[v2] cleanup and bugfix of sync

[PATCH v2 06/11] md: remove MD_RECOVERY_ERROR handling and simplify resync_offset update

Posted by linan666@huaweicloud.com 3 months ago

From: Li Nan <linan122@huawei.com>

When sync IO failed and setting badblock also failed, unsynced disk
might be kicked via setting 'recovery_disable' without Faulty flag.
MD_RECOVERY_ERROR was set in md_sync_error() to prevent updating
'resync_offset', avoiding reading the failed sync sectors.
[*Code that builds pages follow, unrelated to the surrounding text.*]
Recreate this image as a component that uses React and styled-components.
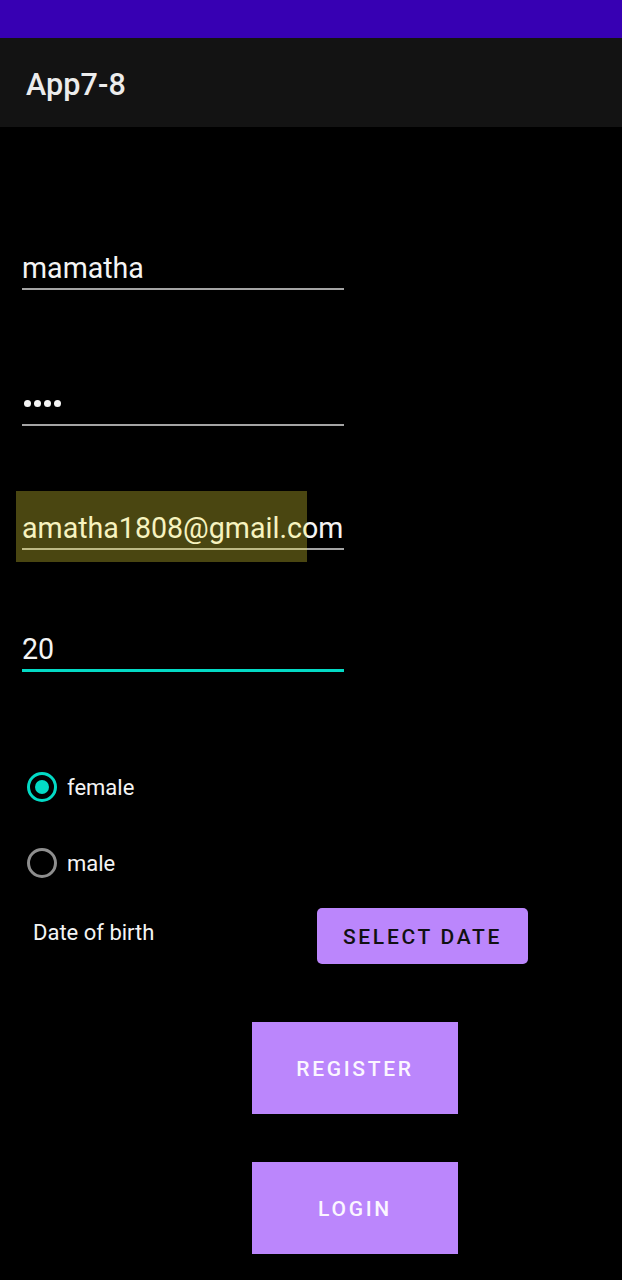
import React from "react";
import styled, { createGlobalStyle } from "styled-components";

const Global = createGlobalStyle`
  html, body { margin: 0; padding: 0; background: #000; }
  body { font-family: Roboto, "Liberation Sans", sans-serif; color: #fff; }
  * { box-sizing: border-box; }
`;

const Screen = styled.div`
  width: 622px;
  min-height: 1280px;
  background: #000;
  display: flex;
  flex-direction: column;
`;

const StatusBar = styled.div`
  height: 38px;
  background: #3700b3;
`;

const Toolbar = styled.header`
  height: 89px;
  background: #131313;
  display: flex;
  align-items: center;
  padding-left: 26px;
  padding-top: 3px;
`;

const Title = styled.h1`
  margin: 0;
  font-size: 30.5px;
  font-weight: 500;
  color: #ececec;
  letter-spacing: 0.1px;
`;

const Form = styled.main`
  display: flex;
  flex-direction: column;
  padding-left: 22px;
`;

const FieldWrap = styled.div`
  position: relative;
  width: 322px;
  margin-top: ${(p) => p.$top}px;
`;

const Field = styled.div`
  width: 322px;
  height: ${(p) => (p.$focused ? 41 : 40)}px;
  padding-bottom: 3px;
  display: flex;
  align-items: flex-end;
  font-size: 28.6px;
  line-height: 34px;
  color: #f4f4f4;
  white-space: nowrap;
  overflow: hidden;
  border-bottom: ${(p) => (p.$focused ? "3px solid #03dac5" : "2px solid #a4a4a4")};
`;

const Dots = styled.div`
  height: 36px;
  display: flex;
  align-items: center;
  gap: 3px;
  padding-left: 1.5px;
`;

const Dot = styled.span`
  width: 7px;
  height: 7px;
  border-radius: 50%;
  background: #f4f4f4;
`;

const Highlight = styled.div`
  position: absolute;
  left: -6px;
  top: -19px;
  width: 291px;
  height: 71px;
  background: rgba(255, 240, 60, 0.29);
  pointer-events: none;
`;

const RadioRow = styled.label`
  display: flex;
  align-items: center;
  height: 30px;
  margin-top: ${(p) => p.$top}px;
  padding-left: 5px;
  gap: 10px;
  font-size: 22px;
  color: #f4f4f4;
`;

const RadioCircle = styled.span`
  width: 30px;
  height: 30px;
  border-radius: 50%;
  border: 3px solid ${(p) => (p.$checked ? "#03dac5" : "#8e8e8e")};
  display: flex;
  align-items: center;
  justify-content: center;
  &::after {
    content: "";
    display: ${(p) => (p.$checked ? "block" : "none")};
    width: 14px;
    height: 14px;
    border-radius: 50%;
    background: #03dac5;
  }
`;

const DateRow = styled.div`
  display: flex;
  align-items: flex-start;
  margin-top: 30px;
  padding-left: 11px;
`;

const DateLabel = styled.span`
  width: 284px;
  margin-top: 12px;
  font-size: 22px;
  line-height: 26px;
  color: #f4f4f4;
`;

const PurpleButton = styled.button`
  border: none;
  background: #bb86fc;
  font-family: Roboto, "Liberation Sans", sans-serif;
  font-weight: 500;
  font-size: 21px;
  letter-spacing: 2.7px;
  text-transform: uppercase;
  padding: 0;
  display: flex;
  align-items: center;
  justify-content: center;
`;

const SelectDate = styled(PurpleButton)`
  width: 211px;
  height: 56px;
  border-radius: 5px;
  color: #111;
  padding-top: 2px;
`;

const BigButton = styled(PurpleButton)`
  width: 206px;
  height: 92px;
  margin-top: ${(p) => p.$top}px;
  margin-left: 230px;
  color: #fbf6ff;
  padding-top: 2px;
`;

export default function App() {
  return (
    <>
      <Global />
      <Screen>
        <StatusBar />
        <Toolbar>
          <Title>App7-8</Title>
        </Toolbar>
        <Form>
          <FieldWrap $top={123}>
            <Field>mamatha</Field>
          </FieldWrap>
          <FieldWrap $top={96}>
            <Field>
              <Dots>
                <Dot />
                <Dot />
                <Dot />
                <Dot />
              </Dots>
            </Field>
          </FieldWrap>
          <FieldWrap $top={84}>
            <Field>amatha1808@gmail.com</Field>
            <Highlight />
          </FieldWrap>
          <FieldWrap $top={81}>
            <Field $focused>20</Field>
          </FieldWrap>

          <RadioRow $top={100}>
            <RadioCircle $checked />
            female
          </RadioRow>
          <RadioRow $top={46}>
            <RadioCircle />
            male
          </RadioRow>

          <DateRow>
            <DateLabel>Date of birth</DateLabel>
            <SelectDate>Select date</SelectDate>
          </DateRow>

          <BigButton $top={58}>Register</BigButton>
          <BigButton $top={48}>Login</BigButton>
        </Form>
      </Screen>
    </>
  );
}
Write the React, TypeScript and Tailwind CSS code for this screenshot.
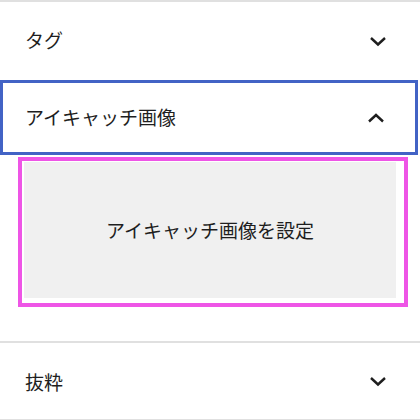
import React from "react";

const Chevron = ({ up }: { up?: boolean }) => (
  <svg width="24" height="24" viewBox="0 0 24 24" className="shrink-0">
    <path
      d={up ? "M5 15.5 L12 9 L19 15.5" : "M5 9 L12 15.5 L19 9"}
      fill="none"
      stroke="#1e1e1e"
      strokeWidth="2.4"
    />
  </svg>
);

export default function App() {
  return (
    <div
      className="w-[420px] h-[420px] bg-white flex flex-col overflow-hidden text-[#1e1e1e]"
      style={{ fontFamily: '"Noto Sans CJK JP", "Noto Sans", sans-serif' }}
    >
      <div className="h-[2px] bg-[#e0e0e0] shrink-0" />
      <div className="h-[78px] shrink-0 flex items-center justify-between pl-[25px] pr-[30px]">
        <span className="text-[19px] leading-none mb-[4px]">タグ</span>
        <Chevron />
      </div>
      <div className="h-[75px] shrink-0 mr-[2px] border-[3px] border-[#4263c5] flex items-center justify-between pl-[22px] pr-[27px]">
        <span className="text-[19px] leading-none mb-[2px]">アイキャッチ画像</span>
        <Chevron up />
      </div>
      <div className="h-[186px] shrink-0 pt-[2px] pl-[18px]">
        <div className="w-[390px] h-[150px] border-[4px] border-[#ee55e6] pt-[1px] pl-[2px] pr-[8px] pb-[5px]">
          <div className="w-full h-full bg-[#f0f0f0] flex items-center justify-center">
            <span className="text-[19px] leading-none mb-[2px]">アイキャッチ画像を設定</span>
          </div>
        </div>
      </div>
      <div className="h-[2px] bg-[#e0e0e0] shrink-0" />
      <div className="h-[76px] shrink-0 flex items-center justify-between pl-[25px] pr-[30px]">
        <span className="text-[19px] leading-none">抜粋</span>
        <Chevron />
      </div>
      <div className="h-[2px] bg-[#e0e0e0] shrink-0" />
    </div>
  );
}
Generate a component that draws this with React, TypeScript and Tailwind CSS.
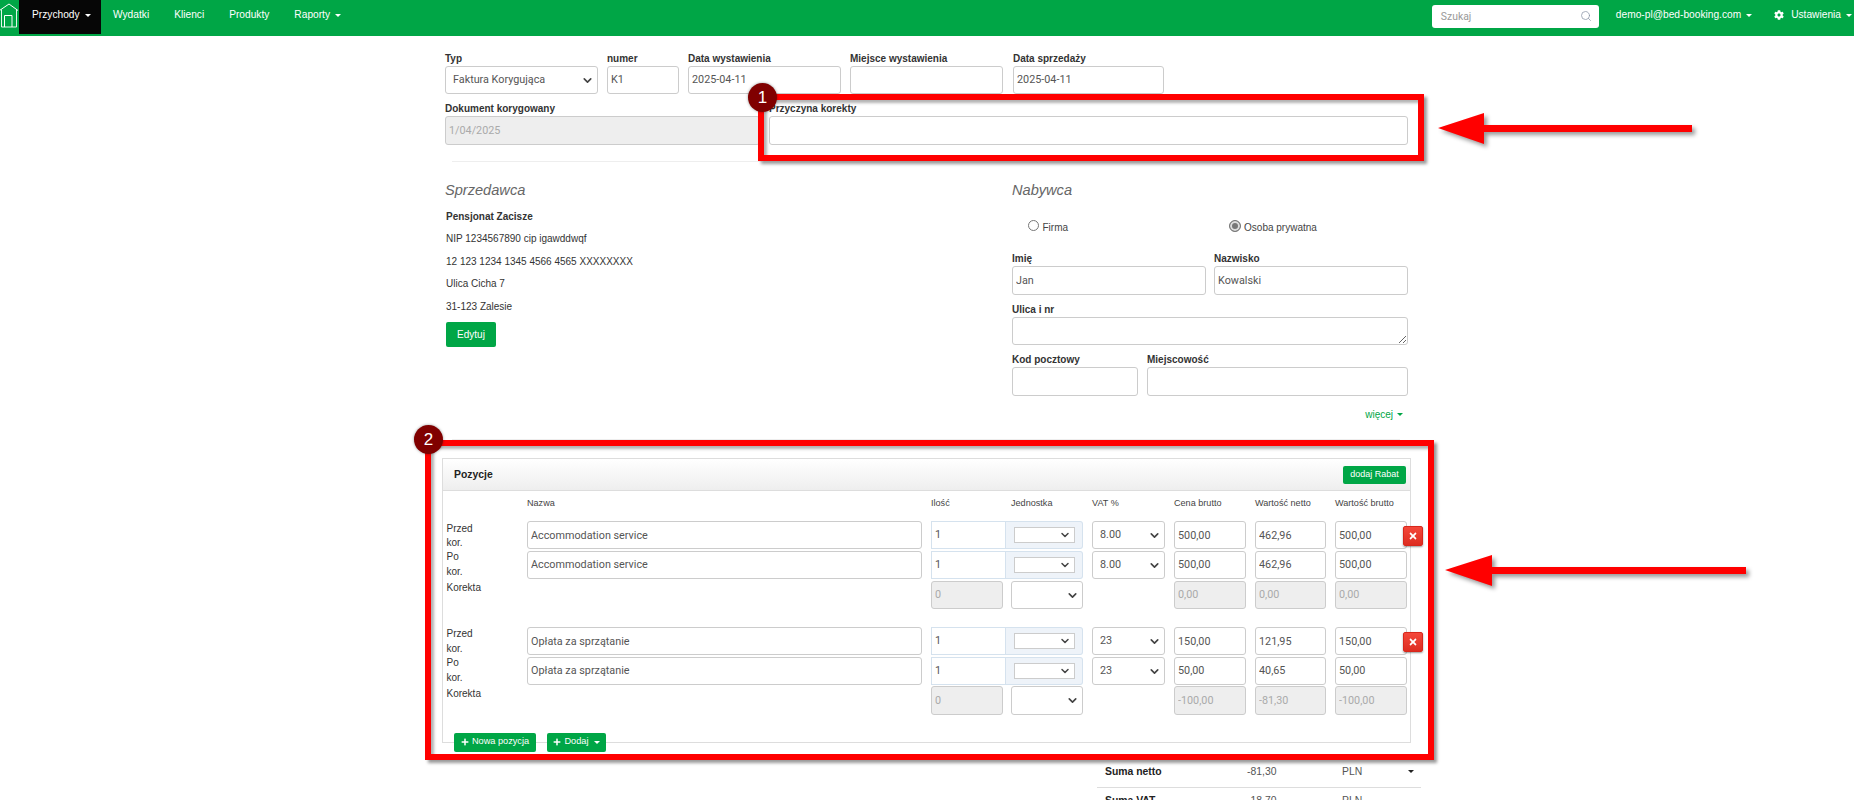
import React from "react";
import { FaCog, FaPlus, FaTimes } from "react-icons/fa";
import { Search, ChevronDown } from "lucide-react";

const Caret = ({ c = "border-t-white", cls = "" }: { c?: string; cls?: string }) => (
  <span className={`inline-block w-0 h-0 border-x-[3px] border-t-[3px] border-x-transparent ${c} ${cls}`} />
);

const inputBase =
  "w-full h-full rounded-[3px] border border-[#ccc] px-[3px] text-[10.8px] [font-family:Roboto,sans-serif] outline-none";

const Input = ({ value = "", dis = false, cls = "h-[29px]", w = "w-full" }: { value?: string; dis?: boolean; cls?: string; w?: string }) => (
  <div className={`${w} ${cls}`}>
    <input readOnly value={value} className={`${inputBase} ${dis ? "bg-[#eee] text-[#aaa]" : "bg-white text-[#555]"}`} />
  </div>
);

const Select = ({ value = "", cls = "h-[29px]", w = "w-full", pl = "pl-[7px]" }: { value?: string; cls?: string; w?: string; pl?: string }) => (
  <div className={`relative ${w} ${cls}`}>
    <select
      defaultValue={value}
      className={`${inputBase} ${pl} bg-white text-[#555] appearance-none`}
    >
      <option>{value}</option>
    </select>
    <ChevronDown size={13} strokeWidth={3} className="absolute right-[4px] top-[8px] text-[#444] pointer-events-none" />
  </div>
);

const Label = ({ children }: { children: React.ReactNode }) => (
  <div className="h-[14px] leading-[14px] text-[10px] text-[#333] whitespace-nowrap font-bold">{children}</div>
);

const Field = ({ label, w, children }: { label: string; w: string; children: React.ReactNode }) => (
  <div className={`${w} shrink-0`}>
    <Label>{label}</Label>
    {children}
  </div>
);

const NavItem = ({ label, caret = false, ml = "" }: { label: string; caret?: boolean; ml?: string }) => (
  <span className={`text-white text-[10.2px] ${ml} flex items-center gap-[5px] h-[30px] whitespace-nowrap`}>
    {label}
    {caret && <Caret />}
  </span>
);

const rowH = "h-[28.3px]";

const Unit = () => (
  <div className={`flex ${rowH} w-full`}>
    <div className="w-[75px] h-full border border-[#d5e2ee] flex items-center px-[3px] text-[10.8px] text-[#555] [font-family:Roboto,sans-serif] bg-white">1</div>
    <div className="flex-1 h-full border border-l-0 border-[#d5e2ee] bg-[#eef3f9] flex items-center justify-center rounded-r-[3px]">
      <div className="relative w-[61px] h-[16px] border border-[#ccc] bg-white">
        <ChevronDown size={12} strokeWidth={3} className="absolute right-[3px] top-[1px] text-[#444]" />
      </div>
    </div>
  </div>
);

type Item = {
  name: string;
  vat: string;
  before: [string, string, string];
  after: [string, string, string];
  diff: [string, string, string];
};

const cols = "grid grid-cols-[75px_395px_152px_73px_72px_71px_72px] gap-x-[9px]";

const PositionItem = ({ item }: { item: Item }) => (
  <div className={`relative ${cols}`}>
    <div className="pl-[3.5px] text-[10px] text-[#333] leading-[14.4px] mt-[0.5px]">
      <div className="w-[30px]">Przed kor.</div>
      <div className="w-[30px]">Po kor.</div>
      <div className="mt-[1.5px]">Korekta</div>
    </div>
    <div className="flex flex-col gap-[1.5px]">
      <Input value={item.name} cls={rowH} />
      <Input value={item.name} cls={rowH} />
    </div>
    <div className="flex flex-col gap-[1.5px]">
      <Unit />
      <Unit />
      <div className={`flex ${rowH} justify-between`}>
        <Input value="0" dis w="w-[72px]" cls="h-full" />
        <Select w="w-[72px]" cls="h-full" />
      </div>
    </div>
    <div className="flex flex-col gap-[1.5px]">
      <Select value={item.vat} cls={rowH} />
      <Select value={item.vat} cls={rowH} />
    </div>
    {[0, 1, 2].map((i) => (
      <div key={i} className="flex flex-col gap-[1.5px]">
        <Input value={item.before[i]} cls={rowH} />
        <Input value={item.after[i]} cls={rowH} />
        <Input value={item.diff[i]} dis cls={rowH} />
      </div>
    ))}
    <button className="absolute left-[960px] top-[5px] w-[20px] h-[20px] rounded-[2px] bg-gradient-to-b from-[#f4473a] to-[#dd2c20] border border-[#d8271c] shadow-[0_1px_2px_rgba(0,0,0,0.4)] flex items-center justify-center text-white">
      <FaTimes size={10} />
    </button>
  </div>
);

const Badge = ({ n, cls }: { n: string; cls: string }) => (
  <div className={`absolute w-[29px] h-[29px] rounded-full bg-[#800000] text-white flex items-center justify-center text-[17px] shadow-[0_0_3px_rgba(0,0,0,0.4)] ${cls}`}>
    {n}
  </div>
);

const items: Item[] = [
  {
    name: "Accommodation service",
    vat: "8.00",
    before: ["500,00", "462,96", "500,00"],
    after: ["500,00", "462,96", "500,00"],
    diff: ["0,00", "0,00", "0,00"],
  },
  {
    name: "Opłata za sprzątanie",
    vat: "23",
    before: ["150,00", "121,95", "150,00"],
    after: ["50,00", "40,65", "50,00"],
    diff: ["-100,00", "-81,30", "-100,00"],
  },
];

const boxShadow = "shadow-[3px_3px_3px_rgba(0,0,0,0.4),inset_3px_3px_3px_rgba(0,0,0,0.3)]";

export default function App() {
  return (
    <div className="relative w-[1854px] h-[800px] overflow-hidden bg-white [font-family:Liberation_Sans,Arial,sans-serif] text-[#333]">
      {/* Top bar */}
      <nav className="h-9 bg-[#00a646] flex items-start">
        <svg viewBox="0 0 19 30" className="w-[19px] h-[30px] shrink-0 mt-[3px]" fill="none" stroke="#fff" strokeWidth="1">
          <path d="M-0.5 7.5 L9 1 L18 7.5" />
          <path d="M1.5 6.5 V24 H16.5 V6.5" strokeOpacity="0.9" />
          <path d="M4.5 24 V12.5 H12 V24" />
        </svg>
        <div className="bg-[#060606] h-[34px] w-[82px] pl-[13px] flex items-start">
          <NavItem label="Przychody" caret />
        </div>
        <NavItem label="Wydatki" ml="ml-[12px]" />
        <NavItem label="Klienci" ml="ml-[25px]" />
        <NavItem label="Produkty" ml="ml-[25px]" />
        <NavItem label="Raporty" caret ml="ml-[25px]" />
        <div className="ml-auto flex items-start">
          <div className="relative w-[167px] h-[23px] mt-[5px] bg-white rounded-[3px] flex items-center pl-[9px] text-[10.4px] text-[#999] [font-family:Roboto,sans-serif]">
            Szukaj
            <Search size={12} strokeWidth={1.5} className="absolute right-[7px] top-[5px] text-[#8a94a6]" />
          </div>
          <NavItem label="demo-pl@bed-booking.com" caret ml="ml-[17px]" />
          <span className="ml-[22px] h-[30px] flex items-center text-white">
            <FaCog size={10} />
          </span>
          <NavItem label="Ustawienia" caret ml="ml-[7px] mr-[2px]" />
        </div>
      </nav>

      <main className="ml-[445px] w-[963px]">
        {/* Document header */}
        <div className="flex pt-[15.5px]">
          <Field label="Typ" w="w-[153px] mr-[9px]">
            <Select value="Faktura Korygująca" cls="h-[28px]" />
          </Field>
          <Field label="numer" w="w-[72px] mr-[9px]">
            <Input value="K1" cls="h-[28px]" />
          </Field>
          <Field label="Data wystawienia" w="w-[153px] mr-[9px]">
            <Input value="2025-04-11" cls="h-[28px]" />
          </Field>
          <Field label="Miejsce wystawienia" w="w-[153px] mr-[10px]">
            <Input cls="h-[28px]" />
          </Field>
          <Field label="Data sprzedaży" w="w-[151px]">
            <Input value="2025-04-11" cls="h-[28px]" />
          </Field>
        </div>
        <div className="flex mt-[8.5px] gap-[9px]">
          <Field label="Dokument korygowany" w="w-[315px]">
            <Input value="1/04/2025" dis />
          </Field>
          <Field label="Przyczyna korekty" w="w-[639px]">
            <Input />
          </Field>
        </div>
        <div className="mt-[16px] ml-[7px] w-[310px] h-px bg-[#eee]" />

        {/* Parties */}
        <div className="flex mt-[18px]">
          <section className="w-[567px] shrink-0">
            <h2 className="h-[20px] leading-[20px] text-[14.6px] italic text-[#666]">Sprzedawca</h2>
            <div className="mt-[5.5px] pl-px text-[10px] text-[#333] leading-[22.5px]">
              <div className="font-bold">Pensjonat Zacisze</div>
              <div>NIP 1234567890 cip igawddwqf</div>
              <div>12 123 1234 1345 4566 4565 XXXXXXXX</div>
              <div>Ulica Cicha 7</div>
              <div>31-123 Zalesie</div>
            </div>
            <button className="mt-[4px] ml-px w-[50px] h-[25px] bg-[#00a646] text-white rounded-[2px] text-[10px]">Edytuj</button>
          </section>
          <section className="w-[396px] shrink-0">
            <h2 className="h-[20px] leading-[20px] text-[14.6px] italic text-[#666]">Nabywca</h2>
            <div className="mt-[20px] h-[14px] flex items-center text-[10px] text-[#444]">
              <input type="radio" readOnly className="appearance-none ml-[15.5px] w-[11px] h-[11px] rounded-full border border-[#777] bg-white -mt-[3px]" />
              <span className="ml-[4px] mt-[1.5px]">Firma</span>
              <input type="radio" readOnly className="appearance-none ml-[161px] w-[12px] h-[12px] rounded-full border border-[#777] bg-[#777] shadow-[inset_0_0_0_2px_#ddd] -mt-[3px]" />
              <span className="ml-[3px] mt-[1.5px]">Osoba prywatna</span>
            </div>
            <div className="mt-[18px] flex gap-[8px]">
              <Field label="Imię" w="w-[194px]">
                <Input value="Jan" />
              </Field>
              <Field label="Nazwisko" w="w-[194px]">
                <Input value="Kowalski" />
              </Field>
            </div>
            <div className="mt-[8px]">
              <Label>Ulica i nr</Label>
              <textarea readOnly className="block w-full h-[28px] rounded-[3px] border border-[#ccc] outline-none" />
            </div>
            <div className="mt-[8px] flex gap-[9px]">
              <Field label="Kod pocztowy" w="w-[126px]">
                <Input />
              </Field>
              <Field label="Miejscowość" w="w-[261px]">
                <Input />
              </Field>
            </div>
            <div className="mt-[11px] h-[14px] pr-[5px] flex items-center justify-end gap-[4px] text-[10px] text-[#00a646]">
              więcej
              <Caret c="border-t-[#00a646]" />
            </div>
          </section>
        </div>
        <div className="mt-[18px] ml-[7px] w-[948px] h-px bg-[#eee]" />

        {/* Positions */}
        <div className="-ml-[3px] mt-[18px] w-[969px] border border-[#ddd]">
          <div className="h-[32px] bg-gradient-to-b from-white to-[#eee] border-b border-[#ddd] flex items-center justify-between pl-[11px] pr-[4px]">
            <span className="font-bold text-[10.4px] text-[#222]">Pozycje</span>
            <button className="w-[63px] h-[18px] bg-[#00a646] rounded-[2px] text-white text-[9px]">dodaj Rabat</button>
          </div>
          <div className="pt-[6px] pb-[27px]">
            <div className={`h-[14px] ${cols} items-center text-[9.1px] text-[#444] whitespace-nowrap`}>
              <span />
              <span>Nazwa</span>
              <span className="flex">
                <span className="w-[80px]">Ilość</span>
                <span>Jednostka</span>
              </span>
              <span>VAT %</span>
              <span>Cena brutto</span>
              <span>Wartość netto</span>
              <span>Wartość brutto</span>
            </div>
            <div className="mt-[10px]">
              <PositionItem item={items[0]} />
            </div>
            <div className="mt-[18px]">
              <PositionItem item={items[1]} />
            </div>
          </div>
        </div>
        <div className="relative -mt-[10px] ml-[9px] flex gap-[11px] text-white text-[9.2px]">
          <button className="w-[82px] h-[19px] bg-[#00a646] rounded-[2px] flex items-center justify-center gap-[3px]">
            <FaPlus size={8} />
            Nowa pozycja
          </button>
          <button className="w-[59px] h-[19px] bg-[#00a646] rounded-[2px] flex items-center justify-center gap-[3px]">
            <FaPlus size={8} />
            Dodaj
            <Caret cls="ml-[2px]" />
          </button>
        </div>

        {/* Totals */}
        <div className="ml-[652px] w-[324px] mt-[5px] text-[10.4px]">
          <div className="h-[31px] flex items-center border-b border-[#ddd] pl-[8px]">
            <span className="w-[142px] font-bold text-[#222]">Suma netto</span>
            <span className="w-[95px] text-[#555]">-81,30</span>
            <span className="w-[66px] text-[#555]">PLN</span>
            <Caret c="border-t-[#222]" />
          </div>
          <div className="h-[27px] flex items-center pl-[8px]">
            <span className="w-[142px] font-bold text-[#222]">Suma VAT</span>
            <span className="w-[95px] text-[#555]">-18,70</span>
            <span className="w-[66px] text-[#555]">PLN</span>
          </div>
        </div>
      </main>

      {/* Annotations */}
      <div className={`absolute left-[758px] top-[94px] w-[666px] h-[67px] border-[6px] border-[#ff0000] ${boxShadow}`} />
      <Badge n="1" cls="left-[748px] top-[83px]" />
      <svg viewBox="0 0 254 31" className="absolute left-[1438px] top-[113px] w-[254px] h-[31px] drop-shadow-[3px_3px_2px_rgba(0,0,0,0.4)]" fill="#ff0000">
        <path d="M0 15 L46 0 L46 12 L254 12 L254 19 L46 19 L46 31 Z" />
      </svg>
      <div className={`absolute left-[425px] top-[440px] w-[1009px] h-[320px] border-[6px] border-[#ff0000] ${boxShadow}`} />
      <Badge n="2" cls="left-[414px] top-[425px]" />
      <svg viewBox="0 0 301 31" className="absolute left-[1445px] top-[555px] w-[301px] h-[31px] drop-shadow-[3px_3px_2px_rgba(0,0,0,0.4)]" fill="#ff0000">
        <path d="M0 15 L47 0 L47 12 L301 12 L301 19 L47 19 L47 31 Z" />
      </svg>
    </div>
  );
}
Previous patch ensures disk is marked Faulty when badblock setting fails.
Remove MD_RECOVERY_ERROR handling as it's no longer needed - failed sync
sectors are unreadable either via badblock or Faulty disk.

Simplify resync_offset update logic.

Signed-off-by: Li Nan <linan122@huawei.com>
---
 drivers/md/md.h |  2 --
 drivers/md/md.c | 23 +++++------------------
 2 files changed, 5 insertions(+), 20 deletions(-)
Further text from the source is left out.